A Fond and Premature Epitaph for Mr. George Garrett
by Michael Knight
A few days before Christmas, George Garrett showed me a letter he
had just opened. A prominent publishing house had written to "The Estate of
George Garrett," requesting two poems by the deceased writer for an
anthology they were putting together. Deceased? But here he was standing in
his front yard in his golfer's cap and winter jacket, doing his easy laugh
over a publisher's macabre blunder. So much for literary celebrity. I
joked that he should give them what they want--play dead and charge them
double. A writer dead, after all, is worth twice as much as he is alive.
"I think they'd figure us out," he said, still laughing.
"That's the sort of thing they eventually check."
After I'd had some time to think about it, this letter began to get
under my skin.
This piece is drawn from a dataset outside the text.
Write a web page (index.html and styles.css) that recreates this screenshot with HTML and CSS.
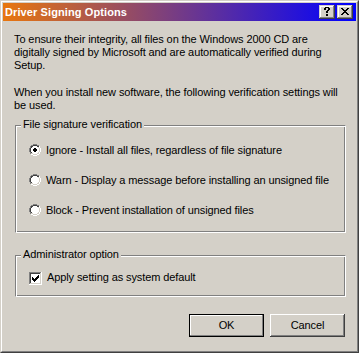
FILE: index.html
```html
<!DOCTYPE html>
<html>
<head>
<meta charset="utf-8">
<title>Driver Signing Options</title>
<link rel="stylesheet" href="styles.css">
</head>
<body>
<div class="window">
  <div class="frame">
    <div class="titlebar">
      <span class="title">Driver Signing Options</span>
      <div class="caption-buttons">
        <div class="cbtn">
          <svg width="16" height="14" viewBox="0 0 16 14" shape-rendering="crispEdges"><path fill="#000" d="M6 2h4v1h-4z M5 3h2v1h-2z M9 3h2v1h-2z M5 4h2v1h-2z M9 4h2v1h-2z M8 5h2v1h-2z M7 6h2v1h-2z M7 7h2v1h-2z M7 9h2v1h-2z M7 10h2v1h-2z"/></svg>
        </div>
        <div class="cbtn">
          <svg width="16" height="14" viewBox="0 0 16 14" shape-rendering="crispEdges"><path fill="#000" d="M4 3h2v1h-2z M10 3h2v1h-2z M5 4h2v1h-2z M9 4h2v1h-2z M6 5h4v1h-4z M7 6h2v1h-2z M6 7h4v1h-4z M5 8h2v1h-2z M9 8h2v1h-2z M4 9h2v1h-2z M10 9h2v1h-2z"/></svg>
        </div>
      </div>
    </div>
    <div class="client">
      <p class="para">To ensure their integrity, all files on the Windows 2000 CD are<br>digitally signed by Microsoft and are automatically verified during<br>Setup.</p>
      <p class="para para-second">When you install new software, the following verification settings will<br>be used.</p>

      <div class="group group-verify">
        <span class="legend">File signature verification</span>
        <div class="option">
          <svg class="radio" width="12" height="12" viewBox="0 0 12 12" shape-rendering="crispEdges">
            <path fill="#808080" d="M4 0h4v1h-4z M2 1h2v1h-2z M8 1h2v1h-2z M1 2h1v2h-1z M0 4h1v4h-1z M1 8h1v2h-1z"/>
            <path fill="#ffffff" d="M10 2h1v2h-1z M11 4h1v4h-1z M10 8h1v2h-1z M2 10h2v1h-2z M8 10h2v1h-2z M4 11h4v1h-4z M4 2h4v1h-4z M3 3h6v1h-6z M2 4h8v4h-8z M3 8h6v1h-6z M4 9h4v1h-4z"/>
            <path fill="#404040" d="M4 1h4v1h-4z M2 2h2v1h-2z M8 2h2v1h-2z M2 3h1v1h-1z M1 4h1v4h-1z M2 8h1v1h-1z"/>
            <path fill="#d4d0c8" d="M9 3h1v1h-1z M10 4h1v4h-1z M9 8h1v1h-1z M2 9h2v1h-2z M8 9h2v1h-2z M4 10h4v1h-4z"/>
            <path fill="#000000" d="M5 4h2v1h-2z M4 5h4v2h-4z M5 7h2v1h-2z"/>
          </svg>
          <span>Ignore - Install all files, regardless of file signature</span>
        </div>
        <div class="option">
          <svg class="radio" width="12" height="12" viewBox="0 0 12 12" shape-rendering="crispEdges">
            <path fill="#808080" d="M4 0h4v1h-4z M2 1h2v1h-2z M8 1h2v1h-2z M1 2h1v2h-1z M0 4h1v4h-1z M1 8h1v2h-1z"/>
            <path fill="#ffffff" d="M10 2h1v2h-1z M11 4h1v4h-1z M10 8h1v2h-1z M2 10h2v1h-2z M8 10h2v1h-2z M4 11h4v1h-4z M4 2h4v1h-4z M3 3h6v1h-6z M2 4h8v4h-8z M3 8h6v1h-6z M4 9h4v1h-4z"/>
            <path fill="#404040" d="M4 1h4v1h-4z M2 2h2v1h-2z M8 2h2v1h-2z M2 3h1v1h-1z M1 4h1v4h-1z M2 8h1v1h-1z"/>
            <path fill="#d4d0c8" d="M9 3h1v1h-1z M10 4h1v4h-1z M9 8h1v1h-1z M2 9h2v1h-2z M8 9h2v1h-2z M4 10h4v1h-4z"/>
          </svg>
          <span>Warn - Display a message before installing an unsigned file</span>
        </div>
        <div class="option">
          <svg class="radio" width="12" height="12" viewBox="0 0 12 12" shape-rendering="crispEdges">
            <path fill="#808080" d="M4 0h4v1h-4z M2 1h2v1h-2z M8 1h2v1h-2z M1 2h1v2h-1z M0 4h1v4h-1z M1 8h1v2h-1z"/>
            <path fill="#ffffff" d="M10 2h1v2h-1z M11 4h1v4h-1z M10 8h1v2h-1z M2 10h2v1h-2z M8 10h2v1h-2z M4 11h4v1h-4z M4 2h4v1h-4z M3 3h6v1h-6z M2 4h8v4h-8z M3 8h6v1h-6z M4 9h4v1h-4z"/>
            <path fill="#404040" d="M4 1h4v1h-4z M2 2h2v1h-2z M8 2h2v1h-2z M2 3h1v1h-1z M1 4h1v4h-1z M2 8h1v1h-1z"/>
            <path fill="#d4d0c8" d="M9 3h1v1h-1z M10 4h1v4h-1z M9 8h1v1h-1z M2 9h2v1h-2z M8 9h2v1h-2z M4 10h4v1h-4z"/>
          </svg>
          <span>Block - Prevent installation of unsigned files</span>
        </div>
      </div>

      <div class="group group-admin">
        <span class="legend">Administrator option</span>
        <div class="option">
          <svg class="checkbox" width="13" height="13" viewBox="0 0 13 13" shape-rendering="crispEdges">
            <path fill="#808080" d="M0 0h12v1h-12z M0 1h1v11h-1z"/>
            <path fill="#ffffff" d="M12 0h1v13h-1z M0 12h12v1h-12z M2 2h9v9h-9z"/>
            <path fill="#404040" d="M1 1h10v1h-10z M1 2h1v9h-1z"/>
            <path fill="#d4d0c8" d="M11 1h1v11h-1z M1 11h10v1h-10z"/>
            <path fill="#000000" d="M9 3h1v1h-1z M8 4h2v1h-2z M3 5h1v1h-1z M7 5h3v1h-3z M3 6h2v1h-2z M6 6h3v1h-3z M3 7h5v1h-5z M4 8h3v1h-3z M5 9h1v1h-1z"/>
          </svg>
          <span>Apply setting as system default</span>
        </div>
      </div>

      <div class="buttons">
        <div class="btn btn-default">OK</div>
        <div class="btn">Cancel</div>
      </div>
    </div>
  </div>
</div>
</body>
</html>
```

FILE: styles.css
```css
html, body {
  margin: 0;
  padding: 0;
  background: #d4d0c8;
}

body {
  font-family: "Liberation Sans", Arial, sans-serif;
  font-size: 11px;
  line-height: 13px;
  letter-spacing: -0.1px;
  color: #000;
}

.window {
  width: 359px;
  height: 353px;
  box-sizing: border-box;
  border: 1px solid;
  border-color: #d4d0c8 #404040 #404040 #d4d0c8;
  background: #d4d0c8;
  display: flex;
  flex-direction: column;
}

.frame {
  flex: 1;
  border: 1px solid;
  border-color: #ffffff #808080 #808080 #ffffff;
  padding: 1px;
  display: flex;
  flex-direction: column;
  min-height: 0;
}

.titlebar {
  height: 18px;
  flex: none;
  margin-bottom: 1px;
  padding: 0 3px 0 2px;
  background: linear-gradient(to right, #e8760e, #0000ff);
  display: flex;
  align-items: center;
  justify-content: space-between;
}

.title {
  color: #ffffff;
  font-weight: bold;
  font-size: 11px;
  letter-spacing: 0.1px;
  white-space: nowrap;
}

.caption-buttons {
  display: flex;
  gap: 2px;
}

.cbtn {
  width: 16px;
  height: 14px;
  background: #d4d0c8;
  box-shadow: inset -1px -1px #404040, inset 1px 1px #d4d0c8, inset -2px -2px #808080, inset 2px 2px #ffffff;
}

.cbtn svg {
  display: block;
}

.client {
  flex: 1;
  padding: 11px 10px 0 11px;
  display: flex;
  flex-direction: column;
}

.para {
  margin: 0;
  white-space: nowrap;
}

.para-second {
  margin-top: 14px;
}

.group {
  position: relative;
  box-sizing: border-box;
  margin-left: 1px;
  border: 1px solid;
  border-color: #808080 #ffffff #ffffff #808080;
  box-shadow: inset 1px 1px #ffffff, inset -1px -1px #808080;
  display: flex;
  flex-direction: column;
  padding-left: 13px;
}

.group-verify {
  margin-top: 13px;
  height: 108px;
  padding-top: 18px;
  gap: 17px;
}

.group-admin {
  margin-top: 22px;
  height: 42px;
  padding-top: 15px;
}

.legend {
  position: absolute;
  top: -8px;
  left: 5px;
  padding: 0 2px;
  background: #d4d0c8;
  white-space: nowrap;
}

.option {
  display: flex;
  align-items: flex-start;
  gap: 5px;
  white-space: nowrap;
  height: 13px;
}

.radio {
  display: block;
  flex: none;
}

.checkbox {
  display: block;
  flex: none;
  margin-top: 1px;
}

.buttons {
  margin-top: 17px;
  margin-right: 1px;
  display: flex;
  justify-content: flex-end;
  gap: 6px;
}

.btn {
  width: 75px;
  height: 23px;
  box-sizing: border-box;
  display: flex;
  align-items: center;
  justify-content: center;
  background: #d4d0c8;
  box-shadow: inset -1px -1px #404040, inset 1px 1px #ffffff, inset -2px -2px #808080;
}

.btn-default {
  border: 1px solid #000000;
  box-shadow: inset -1px -1px #808080, inset 1px 1px #ffffff;
}
```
It wasn't altogether surprising that, in a world where
publishers know what John Grisham had for breakfast, where Stephen King's
band gets their picture in People Magazine's "Star Tracks," someone at a
reputable press, a self-proclaimed "literary" press, would mistake a writer
of George Garrett's caliber for dead, but it was still a bit unsettling.
After all, the man has published six books of poetry, seven story
collections, three plays, several books of non-fiction, and eight novels,
with a ninth due out early in 1996, all to critical acclaim. He has had an
editorial hand in countless projects and has done as much or more to help
young writers than anyone in the business. A reviewer for the Virginia
QuarterlyReview called him "One of the most innovative and artistic
writers of his generation, a writer whose prose is lyrically intense and
whose perception is subtle and genuine." Admittedly, I'm biased. I'm one of
those young writers he has helped. But it's terrible to think that such a
mistake is possible, that there is an editor anywhere in the country not
aware that George Garrett is alive and well and as prolific as ever. Okay,
I've gotten that out of my system, and I apologize for it. We, the barely
published, are quick to righteousness when it comes to the evils of the
publishing industry.
George wasn't angry though, and I imagine he would have found my
distress as amusing as that morbid editor's mistake, would have shrugged it
away with what Richard Bausch called "that impatience he has always had for
the kind of worry that is indulgent or beside the point." The letter will
probably make for the beginnings of a story told to a howling audience
at a cocktail party somewhere. George is always telling stories (When I
went back to ask permission to mention his letter in this article, he told
me about another letter, this one from a clipping agency, that he found in
a recent copy of Troilus and Cressyda, that began something like "Dear Mr.
Chaucer, we've been seeing your name in the news alot lately and were
wondering if you'd like us to collect your clippings for you . . ."). And
he would be right in his amusement, for no writer worth pen and paper
begins a career with the overt goal of achieving Grisham-esque celebrity.
The odds against fame and fortune are far too great. Most writers--poets,
novelists, biographers, whomever--begin, I think, with a love of the
written word and a belief that they have something to say, something
possibly useful, maybe important, and at the least very least unique (The
belief is often fraudulent; re-read this piece for confirmation). Maybe way
back in the mind, unvoiced for fear of a jinx, is a writer's wish to be
known and tucked away even deeper, stashed in the most secret place of the
heart--it's what I hope (knock wood); I'll even wager it's what John
Grisham hopes--is the desire that what he has said will be remembered.
George Garrett himself wrote, "The book season for any book except Stephen King is less than a year. But
that's not really the life of the book--it's the commercial life of the
book. Books live on in libraries. Someday, in some dusty place--this is an
exciting idea for my books--somebody reaches up and finds it--it's there
until the acid-rich paper used by crummy American publishers turns it to
ashes, which may happen too. I'm not talking about posterity. I don't know
about that."
Well, I am talking about posterity. Novelist Madison Smartt Bell,
after reading Entered From The Sun, wrote that Garrett had "a firm
claim to permanent greatness," and it could be that proof of his statement,
albeit premature, can be found in the very letter that George showed me for
a laugh. Somewhere in America is an editor who, sincere in his belief in
George Garrett's demise, still wants to publish his poetry. It gives me the
creeps to write about, and I hope George won't mind the subject too much,
but that letter hints at a future in which Garrett's words will outlive
him. And no writer deserves to live forever more than George Garrett.